Clara Bow, the “IT Girl,” whose eyes lit up a screen like no other, lifted herself out of depravity like no one else. Her best friend, a seven-year-old boy, died in her arms after being burned in a fire. As a teen, she would wake up with her mother holding a knife to her throat, promising to kill her. She made it on her own to being arguably Hollywood’s biggest star, receiving 45,000 fan letters a month and sending Henna sales through the roof.

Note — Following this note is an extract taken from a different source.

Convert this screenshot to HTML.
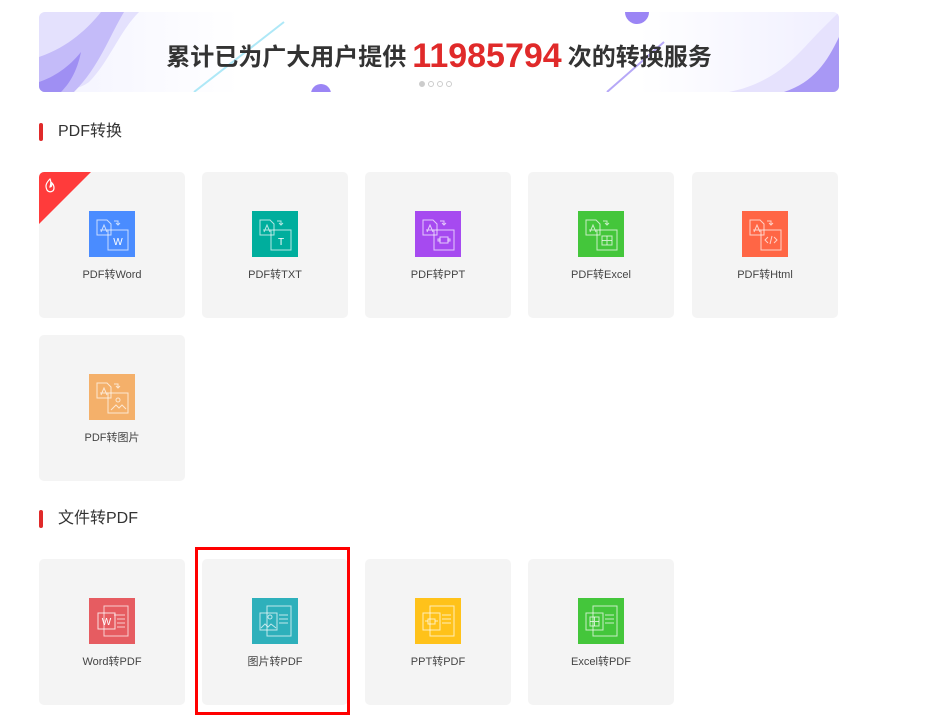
<!DOCTYPE html>
<html><head><meta charset="utf-8">
<style>
*{margin:0;padding:0;box-sizing:border-box}
body{width:941px;height:716px;background:#fff;font-family:"Liberation Sans","Noto Sans CJK SC",sans-serif;position:relative;overflow:hidden}
.banner{position:absolute;left:39px;top:12px;width:800px;height:80px;border-radius:6px;overflow:hidden;background:linear-gradient(90deg,#f3f3ff 0%,#fff 25%,#fff 75%,#f0efff 100%)}
.banner .t{position:absolute;left:0;right:0;top:24px;text-align:center;font-size:24px;font-weight:bold;color:#333;line-height:40px}
.banner .t b{color:#e02a2a;font-size:34px;vertical-align:-2px;margin:0 6px}
.dots{position:absolute;left:380px;top:69px;display:flex;gap:3px}
.dots i{width:6px;height:6px;border-radius:50%;border:1px solid #ccc;display:block}
.dots i:first-child{background:#ccc}
.h{position:absolute;left:39px;font-size:16px;color:#333;height:20px;line-height:20px}
.h:before{content:"";position:absolute;left:0;top:1px;width:4px;height:18px;background:#e02a2a;border-radius:2px}
.h span{margin-left:19px}
.card{position:absolute;width:146px;height:146px;background:#f4f4f4;border-radius:5px;overflow:hidden}
.card svg{position:absolute;left:50px;top:39px}
.card .l{position:absolute;left:0;right:0;top:94px;text-align:center;font-size:11px;color:#444}
.hot{position:absolute;left:0;top:0;width:0;height:0;border-top:52px solid #ff3b3b;border-right:52px solid transparent}
.box{position:absolute;left:195px;top:547px;width:155px;height:168px;border:3px solid #f00}
</style></head><body>
<div class="banner">
 <svg width="800" height="80" style="position:absolute;left:0;top:0">
  <path d="M0 0 H100 C80 20 70 50 50 70 C40 78 20 80 0 80Z" fill="#e4e1fd"/>
  <path d="M0 45 C30 35 50 15 62 0 H85 C70 25 60 55 35 80 H0Z" fill="#c4bbf9"/>
  <path d="M0 70 C15 65 30 55 42 40 C38 60 30 72 22 80 H0Z" fill="#9f8ff3"/>
  <path d="M155 80 L245 10" stroke="#aee8f7" stroke-width="2"/>
  <circle cx="598" cy="0" r="12" fill="#9b85f5"/>
  <circle cx="282" cy="82" r="10" fill="#9b85f5"/>
  <path d="M568 80 L625 30" stroke="#b6a8f7" stroke-width="2"/>
  <path d="M800 0 V80 H690 C740 70 760 40 780 20 C790 10 795 5 800 0Z" fill="#e6e2fd"/>
  <path d="M800 25 V80 H745 C775 70 788 50 800 25Z" fill="#a898f5"/>
 </svg>
 <div class="t">累计已为广大用户提供<b>11985794</b>次的转换服务</div>
 <div class="dots"><i></i><i></i><i></i><i></i></div>
</div>

<div class="h" style="top:122px"><span>PDF转换</span></div>
<div class="h" style="top:509px"><span>文件转PDF</span></div>

<div class="card" style="left:39px;top:172px"><div class="hot"></div>
 <svg style="left:4px;top:6px" width="14" height="16" viewBox="0 0 14 16"><path d="M7 1 C3 5 2 8 4 12 C6 15 11 14 11 10 C11 8 10 6 9 5 C9 8 8 9 7 9 C8 6 8 3 7 1Z" fill="none" stroke="#fff" stroke-width="1.2"/></svg>
 <svg width="46" height="46" viewBox="0 0 46 46"><rect width="46" height="46" fill="#4a8cff"/><g fill="none" stroke="#fff" stroke-opacity=".7" stroke-width="1"><path d="M8 9h10l4 4v11H8z"/><path d="M12 21l3-7 3 7M11 19h8"/><path d="M25 10h4v4m-2-2l2 2 2-2"/><rect x="19" y="19" width="20" height="20"/></g><text x="29" y="34" font-size="10" fill="#fff" text-anchor="middle" font-family="Liberation Sans">W</text></svg>
 <div class="l">PDF转Word</div></div>

<div class="card" style="left:202px;top:172px">
 <svg width="46" height="46" viewBox="0 0 46 46"><rect width="46" height="46" fill="#00ae9d"/><g fill="none" stroke="#fff" stroke-opacity=".7"><path d="M8 9h10l4 4v11H8z"/><path d="M12 21l3-7 3 7M11 19h8"/><path d="M25 10h4v4m-2-2l2 2 2-2"/><rect x="19" y="19" width="20" height="20"/></g><text x="29" y="34" font-size="10" fill="#fff" text-anchor="middle" font-family="Liberation Sans">T</text></svg>
 <div class="l">PDF转TXT</div></div>

<div class="card" style="left:365px;top:172px">
 <svg width="46" height="46" viewBox="0 0 46 46"><rect width="46" height="46" fill="#a64af0"/><g fill="none" stroke="#fff" stroke-opacity=".7"><path d="M8 9h10l4 4v11H8z"/><path d="M12 21l3-7 3 7M11 19h8"/><path d="M25 10h4v4m-2-2l2 2 2-2"/><rect x="19" y="19" width="20" height="20"/><rect x="25" y="26" width="8" height="6"/><path d="M23 28h2v2h-2zM33 28h2v2h-2z"/></g></svg>
 <div class="l">PDF转PPT</div></div>

<div class="card" style="left:528px;top:172px">
 <svg width="46" height="46" viewBox="0 0 46 46"><rect width="46" height="46" fill="#44c63b"/><g fill="none" stroke="#fff" stroke-opacity=".7"><path d="M8 9h10l4 4v11H8z"/><path d="M12 21l3-7 3 7M11 19h8"/><path d="M25 10h4v4m-2-2l2 2 2-2"/><rect x="19" y="19" width="20" height="20"/><rect x="24" y="25" width="10" height="9"/><path d="M29 25v9M24 29.5h10"/></g></svg>
 <div class="l">PDF转Excel</div></div>

<div class="card" style="left:692px;top:172px">
 <svg width="46" height="46" viewBox="0 0 46 46"><rect width="46" height="46" fill="#ff6645"/><g fill="none" stroke="#fff" stroke-opacity=".7"><path d="M8 9h10l4 4v11H8z"/><path d="M12 21l3-7 3 7M11 19h8"/><path d="M25 10h4v4m-2-2l2 2 2-2"/><rect x="19" y="19" width="20" height="20"/><path d="M26 26l-3 3 3 3M32 26l3 3-3 3M30 25l-2 8"/></g></svg>
 <div class="l">PDF转Html</div></div>

<div class="card" style="left:39px;top:335px">
 <svg width="46" height="46" viewBox="0 0 46 46"><rect width="46" height="46" fill="#f4b06a"/><g fill="none" stroke="#fff" stroke-opacity=".7"><path d="M8 9h10l4 4v11H8z"/><path d="M12 21l3-7 3 7M11 19h8"/><path d="M25 10h4v4m-2-2l2 2 2-2"/><rect x="19" y="19" width="20" height="20"/><circle cx="29" cy="26" r="2"/><path d="M22 36l5-5 3 3 3-3 4 4"/></g></svg>
 <div class="l">PDF转图片</div></div>

<div class="card" style="left:39px;top:559px">
 <svg width="46" height="46" viewBox="0 0 46 46"><rect width="46" height="46" fill="#e65c61"/><g fill="none" stroke="#fff" stroke-opacity=".7"><rect x="15" y="8" width="24" height="30"/><path d="M25 17h11M28 21h8M28 25h8M28 29h8"/></g><rect x="9" y="15" width="17" height="16" fill="none" stroke="#fff" stroke-opacity=".8"/><text x="17.5" y="27" font-size="10" fill="#fff" text-anchor="middle" font-family="Liberation Sans">W</text></svg>
 <div class="l">Word转PDF</div></div>

<div class="card" style="left:202px;top:559px">
 <svg width="46" height="46" viewBox="0 0 46 46"><rect width="46" height="46" fill="#2eb0bb"/><g fill="none" stroke="#fff" stroke-opacity=".7"><rect x="15" y="8" width="24" height="30"/><path d="M27 17h9M27 21h9M27 25h9"/><rect x="8" y="15" width="17" height="17"/><circle cx="18" cy="19" r="2"/><path d="M9 30l4-4 3 3 3-3 5 4"/></g></svg>
 <div class="l">图片转PDF</div></div>

<div class="card" style="left:365px;top:559px">
 <svg width="46" height="46" viewBox="0 0 46 46"><rect width="46" height="46" fill="#ffc21a"/><g fill="none" stroke="#fff" stroke-opacity=".7"><rect x="15" y="8" width="24" height="30"/><path d="M27 17h9M27 21h9M27 25h9"/><rect x="8" y="15" width="17" height="17"/><rect x="13" y="21" width="7" height="5"/><path d="M10 23h3M20 23h3"/></g></svg>
 <div class="l">PPT转PDF</div></div>

<div class="card" style="left:528px;top:559px">
 <svg width="46" height="46" viewBox="0 0 46 46"><rect width="46" height="46" fill="#44c63b"/><g fill="none" stroke="#fff" stroke-opacity=".7"><rect x="15" y="8" width="24" height="30"/><path d="M27 17h9M27 21h9M27 25h9"/><rect x="8" y="15" width="17" height="17"/><rect x="12" y="19" width="9" height="9"/><path d="M16.5 19v9M12 23.5h9"/></g></svg>
 <div class="l">Excel转PDF</div></div>

<div class="box"></div>
</body></html>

Louise Brooks, Lulu, was beautiful, funny, and talented. Like Clara, she went from everyone knowing her name to, for many years, being forgotten. I love her attitude. What a great quote about dancing in the Ziegfeld Follies. “The rest of the girls wore smiles as fixed as their towering feather headdresses. I decided right then that onstage I would never smile unless I felt like it.”
With the help of Zelda and Clara, my heroine was born. Maggie is a modern woman battling a still restrictive environment. She’s confident, strong, striking, funny, and a champion of women’s issues. She’s also reckless, just like Zelda, Clara, and Louise.
Maggie needed a face that no one would forget. She needed to be wild like a prairie flower and burn her candle at both ends. She needed a hint of scandal and to live in an elegant facade covering a life that chews people up. The Roaring 20s were the perfect time for Maggie.